Ein Arrest ist ausgeschlossen, wenn eine Forderung pfandgesichert ist (Art. 271 Abs. 1 SchKG). Der Schuldner kann also, falls ein Prozessverlust droht, die Pfandbestellung oder eine andere Art der Sicherung mit dem Gläubiger vereinbaren (Sicherungsübereignung, Zession). Allerdings bestehen in der Praxis dann Schwierigkeiten, wenn der Richter von dieser Sicherung keine Kenntnis hat und der Gläubiger «vergisst», diese zu erwähnen. Zu seiner Absicherung kann der Schuldner eine sogenannte Schutzschrift (bekannt aus Fällen der einstweiligen Verfügung, beispielsweise als Massnahme gegen drohende Presseveröffentlichungen) bei Gericht hinterlegen. Mit einer Schutzschrift wird dem Gericht der eigene Standpunkt im Vorfeld der drohenden Massnahme unterbreitet. Die Gegenpartei erhält hiervon nur Kenntnis, wenn sie tatsächlich eine Sicherungsmassnahme beantragt. Die Schutzschrift muss bei jedem Gericht hinterlegt werden, das theoretisch über ein Arrestbegehren entscheiden kann, also am Wohnsitz des Schuldners oder an jedem Ort, an dem sich verarrestierbares Vermögen befindet.

Der neue Arrestgrund in Art. 271 Abs. 1 Ziffer 6 SchKG ermöglicht die Arrestlegung ohne den Nachweis der Gefährdung des Vollstreckungssubstrats. Für den Gläubiger bedeutet das eine erhebliche Erleichterung: Die Urkunde ist der Arrestgrund. Der Gläubiger muss nur noch wissen, wo sich das Vermögen des Schuldners befindet.
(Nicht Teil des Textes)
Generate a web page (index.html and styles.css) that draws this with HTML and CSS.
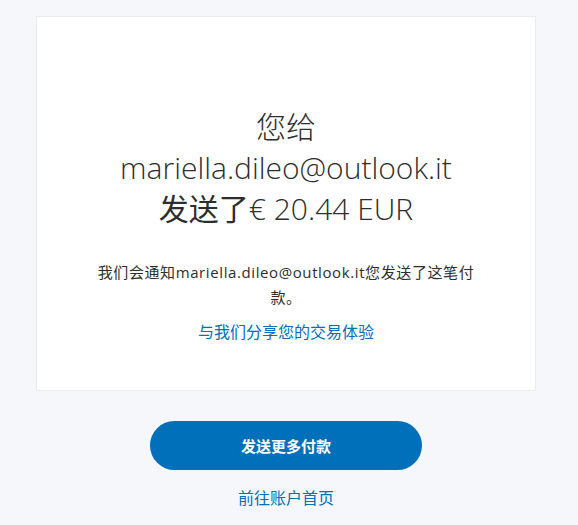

Dass dieses Vermögen zur Sicherung der Zwangsvollstreckung mit Arrest zu belegen ist, muss nicht mehr glaubhaft gemacht werden.

Für den Schuldner birgt der neue Arrestgrund in noch höherem Masse als bisher die Gefahr, von einem Arrest unangenehm überrascht zu werden. Er hat praktisch nach jedem Prozessverlust die Arrestlegung zu befürchten, weil der Gläubiger Druck ausüben oder den Weg durch die Instanzen unterbinden will. Er kann auch nicht wissen, welche Teile seines Vermögens von einem Arrest betroffen werden, was die vollständige Lähmung seiner geschäftlichen Aktivitäten bedeuten kann. Will er sich schützen, muss er den Kontakt mit dem Gläubiger suchen und Sicherheiten anbieten. Alternativ kann er bei Gericht eine Schutzschrift hinterlegen.